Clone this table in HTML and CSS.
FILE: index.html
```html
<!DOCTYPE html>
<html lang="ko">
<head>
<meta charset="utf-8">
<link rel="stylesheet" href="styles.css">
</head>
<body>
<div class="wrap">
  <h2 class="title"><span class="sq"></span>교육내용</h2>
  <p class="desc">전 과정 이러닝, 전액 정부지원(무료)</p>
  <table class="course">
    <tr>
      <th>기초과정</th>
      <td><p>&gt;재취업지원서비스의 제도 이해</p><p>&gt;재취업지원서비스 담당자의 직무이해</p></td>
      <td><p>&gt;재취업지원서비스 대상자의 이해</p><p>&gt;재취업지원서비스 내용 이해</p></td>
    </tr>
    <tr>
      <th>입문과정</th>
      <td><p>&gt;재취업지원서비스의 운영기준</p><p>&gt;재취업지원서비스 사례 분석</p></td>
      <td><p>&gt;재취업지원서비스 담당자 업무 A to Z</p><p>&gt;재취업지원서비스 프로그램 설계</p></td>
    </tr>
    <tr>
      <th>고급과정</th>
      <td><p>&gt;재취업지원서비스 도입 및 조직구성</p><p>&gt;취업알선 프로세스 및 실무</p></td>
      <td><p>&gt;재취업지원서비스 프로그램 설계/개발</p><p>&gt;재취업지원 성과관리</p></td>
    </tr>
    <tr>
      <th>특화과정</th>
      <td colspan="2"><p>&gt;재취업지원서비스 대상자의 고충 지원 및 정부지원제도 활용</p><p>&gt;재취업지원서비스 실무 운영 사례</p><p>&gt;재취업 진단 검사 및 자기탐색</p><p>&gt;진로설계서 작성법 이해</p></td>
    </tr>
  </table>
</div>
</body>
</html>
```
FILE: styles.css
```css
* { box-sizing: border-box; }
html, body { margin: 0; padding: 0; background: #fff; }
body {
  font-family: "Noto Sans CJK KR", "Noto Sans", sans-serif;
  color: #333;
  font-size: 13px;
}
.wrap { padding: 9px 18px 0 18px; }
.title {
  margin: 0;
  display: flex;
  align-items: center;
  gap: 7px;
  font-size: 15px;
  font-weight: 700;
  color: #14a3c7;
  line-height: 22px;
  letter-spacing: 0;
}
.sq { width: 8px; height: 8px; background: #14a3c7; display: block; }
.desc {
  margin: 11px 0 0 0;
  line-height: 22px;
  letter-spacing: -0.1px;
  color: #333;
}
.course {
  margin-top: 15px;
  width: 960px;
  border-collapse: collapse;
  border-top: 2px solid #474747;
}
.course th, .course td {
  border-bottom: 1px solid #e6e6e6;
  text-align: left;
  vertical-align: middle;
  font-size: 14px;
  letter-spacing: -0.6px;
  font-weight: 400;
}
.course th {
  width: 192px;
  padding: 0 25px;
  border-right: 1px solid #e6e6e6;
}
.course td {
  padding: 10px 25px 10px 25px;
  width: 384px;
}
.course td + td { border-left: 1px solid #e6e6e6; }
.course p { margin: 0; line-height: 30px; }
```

— Goal —
Type out the material again exactly as presented.

— Solution to this exercise —
Clone this table in HTML and CSS.
FILE: index.html
```html
<!DOCTYPE html>
<html lang="ko">
<head>
<meta charset="utf-8">
<link rel="stylesheet" href="styles.css">
</head>
<body>
<div class="wrap">
  <h2 class="title"><span class="sq"></span>교육내용</h2>
  <p class="desc">전 과정 이러닝, 전액 정부지원(무료)</p>
  <table class="course">
    <tr>
      <th>기초과정</th>
      <td><p>&gt;재취업지원서비스의 제도 이해</p><p>&gt;재취업지원서비스 담당자의 직무이해</p></td>
      <td><p>&gt;재취업지원서비스 대상자의 이해</p><p>&gt;재취업지원서비스 내용 이해</p></td>
    </tr>
    <tr>
      <th>입문과정</th>
      <td><p>&gt;재취업지원서비스의 운영기준</p><p>&gt;재취업지원서비스 사례 분석</p></td>
      <td><p>&gt;재취업지원서비스 담당자 업무 A to Z</p><p>&gt;재취업지원서비스 프로그램 설계</p></td>
    </tr>
    <tr>
      <th>고급과정</th>
      <td><p>&gt;재취업지원서비스 도입 및 조직구성</p><p>&gt;취업알선 프로세스 및 실무</p></td>
      <td><p>&gt;재취업지원서비스 프로그램 설계/개발</p><p>&gt;재취업지원 성과관리</p></td>
    </tr>
    <tr>
      <th>특화과정</th>
      <td colspan="2"><p>&gt;재취업지원서비스 대상자의 고충 지원 및 정부지원제도 활용</p><p>&gt;재취업지원서비스 실무 운영 사례</p><p>&gt;재취업 진단 검사 및 자기탐색</p><p>&gt;진로설계서 작성법 이해</p></td>
    </tr>
  </table>
</div>
</body>
</html>
```
FILE: styles.css
```css
* { box-sizing: border-box; }
html, body { margin: 0; padding: 0; background: #fff; }
body {
  font-family: "Noto Sans CJK KR", "Noto Sans", sans-serif;
  color: #333;
  font-size: 13px;
}
.wrap { padding: 9px 18px 0 18px; }
.title {
  margin: 0;
  display: flex;
  align-items: center;
  gap: 7px;
  font-size: 15px;
  font-weight: 700;
  color: #14a3c7;
  line-height: 22px;
  letter-spacing: 0;
}
.sq { width: 8px; height: 8px; background: #14a3c7; display: block; }
.desc {
  margin: 11px 0 0 0;
  line-height: 22px;
  letter-spacing: -0.1px;
  color: #333;
}
.course {
  margin-top: 15px;
  width: 960px;
  border-collapse: collapse;
  border-top: 2px solid #474747;
}
.course th, .course td {
  border-bottom: 1px solid #e6e6e6;
  text-align: left;
  vertical-align: middle;
  font-size: 14px;
  letter-spacing: -0.6px;
  font-weight: 400;
}
.course th {
  width: 192px;
  padding: 0 25px;
  border-right: 1px solid #e6e6e6;
}
.course td {
  padding: 10px 25px 10px 25px;
  width: 384px;
}
.course td + td { border-left: 1px solid #e6e6e6; }
.course p { margin: 0; line-height: 30px; }
```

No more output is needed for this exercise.